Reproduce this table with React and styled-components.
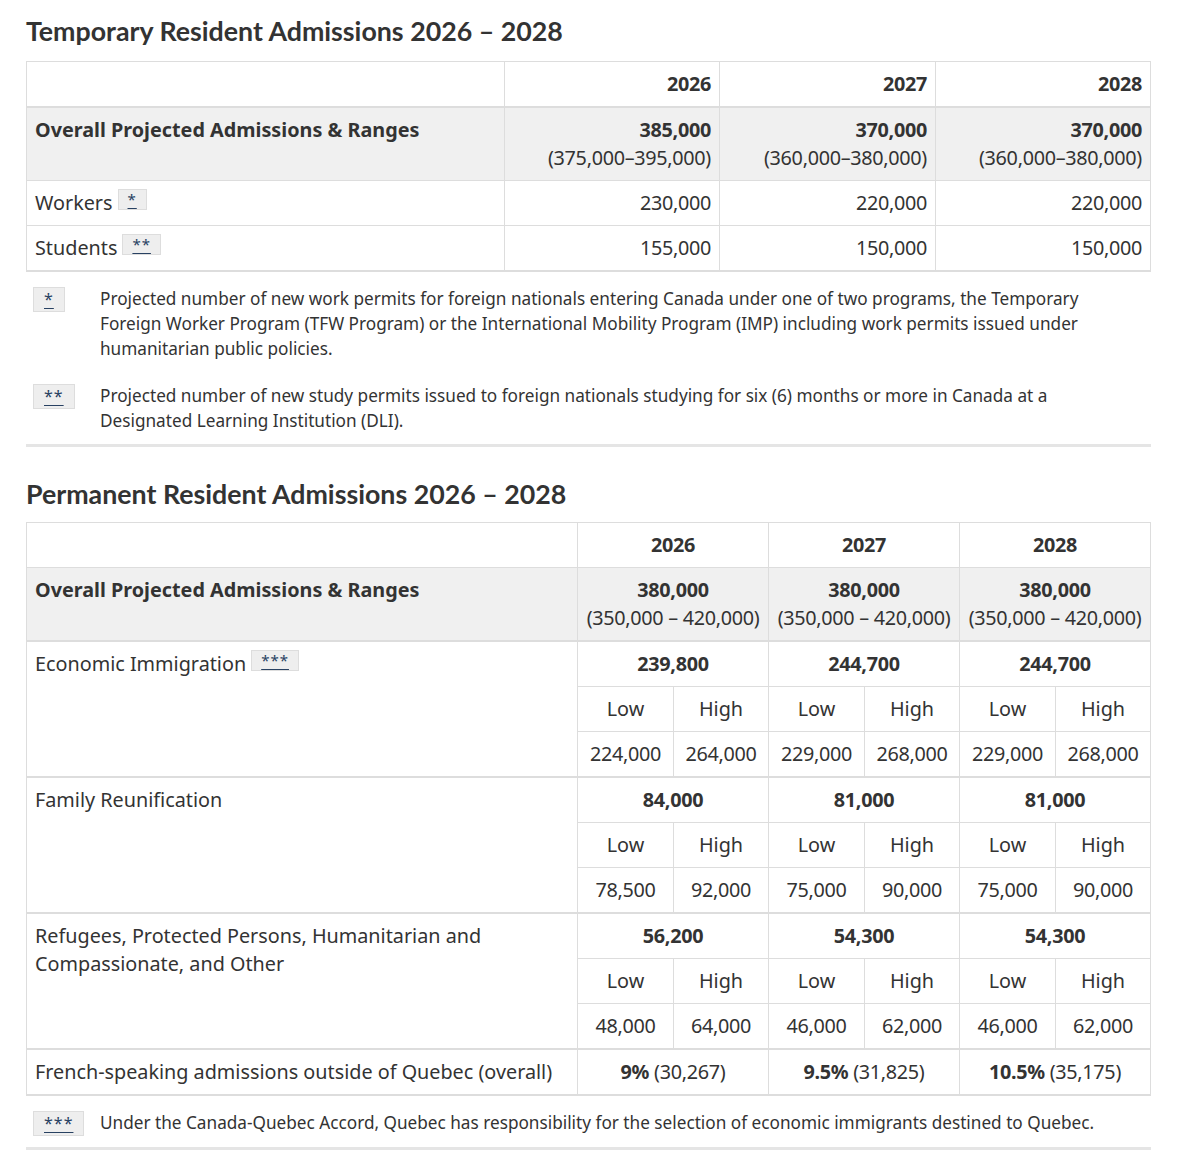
import React from "react";
import styled, { createGlobalStyle, css } from "styled-components";

const Global = createGlobalStyle`
  html, body { margin: 0; padding: 0; background: #fff; }
  body { font-family: "Noto Sans", "DejaVu Sans", sans-serif; color: #333; font-size: 20px; }
  * { box-sizing: border-box; }
`;

const Page = styled.main`
  width: 1151px;
  padding: 15px 0 0 26px;
`;

const Heading = styled.h2`
  font-family: Lato, "Liberation Sans", sans-serif;
  font-weight: 700;
  font-size: 26.75px;
  line-height: 32px;
  color: #333;
  margin: 0 0 ${(p) => (p.$tight ? "12px" : "14px")};
`;

const Table = styled.table`
  width: 1125px;
  border-collapse: collapse;
  table-layout: fixed;
  font-size: 19.8px;
  line-height: 28px;
  border: 1px solid #ddd;
  border-bottom: 2px solid #ddd;
`;

const Cell = styled.td`
  padding: 8px;
  border: 1px solid #ddd;
  vertical-align: top;
  text-align: ${(p) => p.$align || "left"};
  font-weight: ${(p) => (p.$bold ? 700 : 400)};
  ${(p) => p.$num && css`letter-spacing: -0.3px;`}
  ${(p) => p.$shade && css`background: #f0f0f0;`}
  ${(p) => p.$thickTop && css`border-top: 2px solid #ddd;`}
`;

const Range = styled.span`
  font-weight: 400;
  display: block;
  white-space: nowrap;
`;

const FnRef = styled.a`
  display: inline-block;
  background: #eee;
  border: 1px solid #ddd;
  color: #284162;
  font-size: 15px;
  line-height: 17px;
  padding: 1px 9px 1px;
  margin-left: 5px;
  vertical-align: top;
  text-decoration: underline;
  text-underline-offset: 3px;
  letter-spacing: 1px;
`;

const Notes = styled.aside`
  display: flex;
  flex-direction: column;
  gap: 22px;
  padding: 14px 0 11px;
  border-bottom: 3px solid #e5e5e5;
  width: 1125px;
  margin-bottom: ${(p) => (p.$last ? 0 : "31px")};
`;

const Note = styled.div`
  display: grid;
  grid-template-columns: 74px 1fr;
  font-size: 17.2px;
  line-height: 25px;
  padding-right: 20px;
`;

const NoteLabel = styled.div`
  padding-left: 7px;
`;

const NoteBox = styled.a`
  display: inline-block;
  background: #eee;
  border: 1px solid #ddd;
  color: #284162;
  font-size: 16px;
  line-height: 23px;
  padding: 0 10px;
  text-decoration: underline;
  text-underline-offset: 3px;
  letter-spacing: 1px;
`;

const NoteText = styled.p`
  margin: 0;
`;

const Pct = styled.b`
  font-weight: 700;
`;

const years = ["2026", "2027", "2028"];

function TemporaryTable() {
  return (
    <Table>
      <colgroup>
        <col style={{ width: 478 }} />
        <col style={{ width: 215 }} />
        <col style={{ width: 216 }} />
        <col style={{ width: 215 }} />
      </colgroup>
      <thead>
        <tr>
          <Cell as="th" />
          {years.map((y) => (
            <Cell as="th" key={y} $align="right" $bold $num>
              {y}
            </Cell>
          ))}
        </tr>
      </thead>
      <tbody>
        <tr>
          <Cell as="th" $bold $shade $thickTop>Overall Projected Admissions &amp; Ranges</Cell>
          {[
            ["385,000", "(375,000–395,000)"],
            ["370,000", "(360,000–380,000)"],
            ["370,000", "(360,000–380,000)"],
          ].map(([a, b], i) => (
            <Cell key={i} $align="right" $bold $shade $thickTop $num>
              {a}
              <Range>{b}</Range>
            </Cell>
          ))}
        </tr>
        <tr>
          <Cell>
            Workers<FnRef>*</FnRef>
          </Cell>
          <Cell $align="right" $num>230,000</Cell>
          <Cell $align="right" $num>220,000</Cell>
          <Cell $align="right" $num>220,000</Cell>
        </tr>
        <tr>
          <Cell>
            Students<FnRef>**</FnRef>
          </Cell>
          <Cell $align="right" $num>155,000</Cell>
          <Cell $align="right" $num>150,000</Cell>
          <Cell $align="right" $num>150,000</Cell>
        </tr>
      </tbody>
    </Table>
  );
}

const groups = [
  {
    label: "Economic Immigration",
    fn: "***",
    totals: ["239,800", "244,700", "244,700"],
    values: ["224,000", "264,000", "229,000", "268,000", "229,000", "268,000"],
  },
  {
    label: "Family Reunification",
    totals: ["84,000", "81,000", "81,000"],
    values: ["78,500", "92,000", "75,000", "90,000", "75,000", "90,000"],
  },
  {
    label: "Refugees, Protected Persons, Humanitarian and Compassionate, and Other",
    totals: ["56,200", "54,300", "54,300"],
    values: ["48,000", "64,000", "46,000", "62,000", "46,000", "62,000"],
  },
];

function PermanentTable() {
  return (
    <Table>
      <colgroup>
        <col style={{ width: 551 }} />
        {Array.from({ length: 6 }).map((_, i) => (
          <col key={i} style={{ width: i % 2 === 0 ? 96 : 95 }} />
        ))}
      </colgroup>
      <thead>
        <tr>
          <Cell as="th" />
          {years.map((y) => (
            <Cell as="th" key={y} colSpan={2} $align="center" $bold $num>
              {y}
            </Cell>
          ))}
        </tr>
      </thead>
      <tbody>
        <tr>
          <Cell as="th" $bold $shade>Overall Projected Admissions &amp; Ranges</Cell>
          {years.map((y) => (
            <Cell key={y} colSpan={2} $align="center" $bold $shade $num>
              380,000
              <Range>(350,000 – 420,000)</Range>
            </Cell>
          ))}
        </tr>
        {groups.map((g) => (
          <React.Fragment key={g.label}>
            <tr>
              <Cell rowSpan={3} $thickTop>
                {g.label}
                {g.fn && <FnRef>{g.fn}</FnRef>}
              </Cell>
              {g.totals.map((t, i) => (
                <Cell key={i} colSpan={2} $align="center" $bold $thickTop $num>
                  {t}
                </Cell>
              ))}
            </tr>
            <tr>
              {years.flatMap((y) => [
                <Cell key={y + "l"} $align="center">Low</Cell>,
                <Cell key={y + "h"} $align="center">High</Cell>,
              ])}
            </tr>
            <tr>
              {g.values.map((v, i) => (
                <Cell key={i} $align="center" $num>{v}</Cell>
              ))}
            </tr>
          </React.Fragment>
        ))}
        <tr>
          <Cell $thickTop>French-speaking admissions outside of Quebec (overall)</Cell>
          {[
            ["9%", "(30,267)"],
            ["9.5%", "(31,825)"],
            ["10.5%", "(35,175)"],
          ].map(([p, n]) => (
            <Cell key={p} colSpan={2} $align="center" $thickTop $num>
              <Pct>{p}</Pct> {n}
            </Cell>
          ))}
        </tr>
      </tbody>
    </Table>
  );
}

export default function App() {
  return (
    <>
      <Global />
      <Page>
        <Heading>Temporary Resident Admissions 2026 – 2028</Heading>
        <TemporaryTable />
        <Notes>
          <Note>
            <NoteLabel>
              <NoteBox>*</NoteBox>
            </NoteLabel>
            <NoteText>
              Projected number of new work permits for foreign nationals entering Canada under one of two programs, the
              Temporary Foreign Worker Program (TFW Program) or the International Mobility Program (IMP) including work
              permits issued under humanitarian public policies.
            </NoteText>
          </Note>
          <Note>
            <NoteLabel>
              <NoteBox>**</NoteBox>
            </NoteLabel>
            <NoteText>
              Projected number of new study permits issued to foreign nationals studying for six (6) months or more in
              Canada at a Designated Learning Institution (DLI).
            </NoteText>
          </Note>
        </Notes>
        <Heading $tight>Permanent Resident Admissions 2026 – 2028</Heading>
        <PermanentTable />
        <Notes $last>
          <Note>
            <NoteLabel>
              <NoteBox>***</NoteBox>
            </NoteLabel>
            <NoteText>
              Under the Canada-Quebec Accord, Quebec has responsibility for the selection of economic immigrants destined
              to Quebec.
            </NoteText>
          </Note>
        </Notes>
      </Page>
    </>
  );
}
☆ ☆ ☆
Problem to solve:
Transcribe the material exactly, and leave out whatever pictures it holds.

Expected answer:
Reproduce this table with React and styled-components.
import React from "react";
import styled, { createGlobalStyle, css } from "styled-components";

const Global = createGlobalStyle`
  html, body { margin: 0; padding: 0; background: #fff; }
  body { font-family: "Noto Sans", "DejaVu Sans", sans-serif; color: #333; font-size: 20px; }
  * { box-sizing: border-box; }
`;

const Page = styled.main`
  width: 1151px;
  padding: 15px 0 0 26px;
`;

const Heading = styled.h2`
  font-family: Lato, "Liberation Sans", sans-serif;
  font-weight: 700;
  font-size: 26.75px;
  line-height: 32px;
  color: #333;
  margin: 0 0 ${(p) => (p.$tight ? "12px" : "14px")};
`;

const Table = styled.table`
  width: 1125px;
  border-collapse: collapse;
  table-layout: fixed;
  font-size: 19.8px;
  line-height: 28px;
  border: 1px solid #ddd;
  border-bottom: 2px solid #ddd;
`;

const Cell = styled.td`
  padding: 8px;
  border: 1px solid #ddd;
  vertical-align: top;
  text-align: ${(p) => p.$align || "left"};
  font-weight: ${(p) => (p.$bold ? 700 : 400)};
  ${(p) => p.$num && css`letter-spacing: -0.3px;`}
  ${(p) => p.$shade && css`background: #f0f0f0;`}
  ${(p) => p.$thickTop && css`border-top: 2px solid #ddd;`}
`;

const Range = styled.span`
  font-weight: 400;
  display: block;
  white-space: nowrap;
`;

const FnRef = styled.a`
  display: inline-block;
  background: #eee;
  border: 1px solid #ddd;
  color: #284162;
  font-size: 15px;
  line-height: 17px;
  padding: 1px 9px 1px;
  margin-left: 5px;
  vertical-align: top;
  text-decoration: underline;
  text-underline-offset: 3px;
  letter-spacing: 1px;
`;

const Notes = styled.aside`
  display: flex;
  flex-direction: column;
  gap: 22px;
  padding: 14px 0 11px;
  border-bottom: 3px solid #e5e5e5;
  width: 1125px;
  margin-bottom: ${(p) => (p.$last ? 0 : "31px")};
`;

const Note = styled.div`
  display: grid;
  grid-template-columns: 74px 1fr;
  font-size: 17.2px;
  line-height: 25px;
  padding-right: 20px;
`;

const NoteLabel = styled.div`
  padding-left: 7px;
`;

const NoteBox = styled.a`
  display: inline-block;
  background: #eee;
  border: 1px solid #ddd;
  color: #284162;
  font-size: 16px;
  line-height: 23px;
  padding: 0 10px;
  text-decoration: underline;
  text-underline-offset: 3px;
  letter-spacing: 1px;
`;

const NoteText = styled.p`
  margin: 0;
`;

const Pct = styled.b`
  font-weight: 700;
`;

const years = ["2026", "2027", "2028"];

function TemporaryTable() {
  return (
    <Table>
      <colgroup>
        <col style={{ width: 478 }} />
        <col style={{ width: 215 }} />
        <col style={{ width: 216 }} />
        <col style={{ width: 215 }} />
      </colgroup>
      <thead>
        <tr>
          <Cell as="th" />
          {years.map((y) => (
            <Cell as="th" key={y} $align="right" $bold $num>
              {y}
            </Cell>
          ))}
        </tr>
      </thead>
      <tbody>
        <tr>
          <Cell as="th" $bold $shade $thickTop>Overall Projected Admissions &amp; Ranges</Cell>
          {[
            ["385,000", "(375,000–395,000)"],
            ["370,000", "(360,000–380,000)"],
            ["370,000", "(360,000–380,000)"],
          ].map(([a, b], i) => (
            <Cell key={i} $align="right" $bold $shade $thickTop $num>
              {a}
              <Range>{b}</Range>
            </Cell>
          ))}
        </tr>
        <tr>
          <Cell>
            Workers<FnRef>*</FnRef>
          </Cell>
          <Cell $align="right" $num>230,000</Cell>
          <Cell $align="right" $num>220,000</Cell>
          <Cell $align="right" $num>220,000</Cell>
        </tr>
        <tr>
          <Cell>
            Students<FnRef>**</FnRef>
          </Cell>
          <Cell $align="right" $num>155,000</Cell>
          <Cell $align="right" $num>150,000</Cell>
          <Cell $align="right" $num>150,000</Cell>
        </tr>
      </tbody>
    </Table>
  );
}

const groups = [
  {
    label: "Economic Immigration",
    fn: "***",
    totals: ["239,800", "244,700", "244,700"],
    values: ["224,000", "264,000", "229,000", "268,000", "229,000", "268,000"],
  },
  {
    label: "Family Reunification",
    totals: ["84,000", "81,000", "81,000"],
    values: ["78,500", "92,000", "75,000", "90,000", "75,000", "90,000"],
  },
  {
    label: "Refugees, Protected Persons, Humanitarian and Compassionate, and Other",
    totals: ["56,200", "54,300", "54,300"],
    values: ["48,000", "64,000", "46,000", "62,000", "46,000", "62,000"],
  },
];

function PermanentTable() {
  return (
    <Table>
      <colgroup>
        <col style={{ width: 551 }} />
        {Array.from({ length: 6 }).map((_, i) => (
          <col key={i} style={{ width: i % 2 === 0 ? 96 : 95 }} />
        ))}
      </colgroup>
      <thead>
        <tr>
          <Cell as="th" />
          {years.map((y) => (
            <Cell as="th" key={y} colSpan={2} $align="center" $bold $num>
              {y}
            </Cell>
          ))}
        </tr>
      </thead>
      <tbody>
        <tr>
          <Cell as="th" $bold $shade>Overall Projected Admissions &amp; Ranges</Cell>
          {years.map((y) => (
            <Cell key={y} colSpan={2} $align="center" $bold $shade $num>
              380,000
              <Range>(350,000 – 420,000)</Range>
            </Cell>
          ))}
        </tr>
        {groups.map((g) => (
          <React.Fragment key={g.label}>
            <tr>
              <Cell rowSpan={3} $thickTop>
                {g.label}
                {g.fn && <FnRef>{g.fn}</FnRef>}
              </Cell>
              {g.totals.map((t, i) => (
                <Cell key={i} colSpan={2} $align="center" $bold $thickTop $num>
                  {t}
                </Cell>
              ))}
            </tr>
            <tr>
              {years.flatMap((y) => [
                <Cell key={y + "l"} $align="center">Low</Cell>,
                <Cell key={y + "h"} $align="center">High</Cell>,
              ])}
            </tr>
            <tr>
              {g.values.map((v, i) => (
                <Cell key={i} $align="center" $num>{v}</Cell>
              ))}
            </tr>
          </React.Fragment>
        ))}
        <tr>
          <Cell $thickTop>French-speaking admissions outside of Quebec (overall)</Cell>
          {[
            ["9%", "(30,267)"],
            ["9.5%", "(31,825)"],
            ["10.5%", "(35,175)"],
          ].map(([p, n]) => (
            <Cell key={p} colSpan={2} $align="center" $thickTop $num>
              <Pct>{p}</Pct> {n}
            </Cell>
          ))}
        </tr>
      </tbody>
    </Table>
  );
}

export default function App() {
  return (
    <>
      <Global />
      <Page>
        <Heading>Temporary Resident Admissions 2026 – 2028</Heading>
        <TemporaryTable />
        <Notes>
          <Note>
            <NoteLabel>
              <NoteBox>*</NoteBox>
            </NoteLabel>
            <NoteText>
              Projected number of new work permits for foreign nationals entering Canada under one of two programs, the
              Temporary Foreign Worker Program (TFW Program) or the International Mobility Program (IMP) including work
              permits issued under humanitarian public policies.
            </NoteText>
          </Note>
          <Note>
            <NoteLabel>
              <NoteBox>**</NoteBox>
            </NoteLabel>
            <NoteText>
              Projected number of new study permits issued to foreign nationals studying for six (6) months or more in
              Canada at a Designated Learning Institution (DLI).
            </NoteText>
          </Note>
        </Notes>
        <Heading $tight>Permanent Resident Admissions 2026 – 2028</Heading>
        <PermanentTable />
        <Notes $last>
          <Note>
            <NoteLabel>
              <NoteBox>***</NoteBox>
            </NoteLabel>
            <NoteText>
              Under the Canada-Quebec Accord, Quebec has responsibility for the selection of economic immigrants destined
              to Quebec.
            </NoteText>
          </Note>
        </Notes>
      </Page>
    </>
  );
}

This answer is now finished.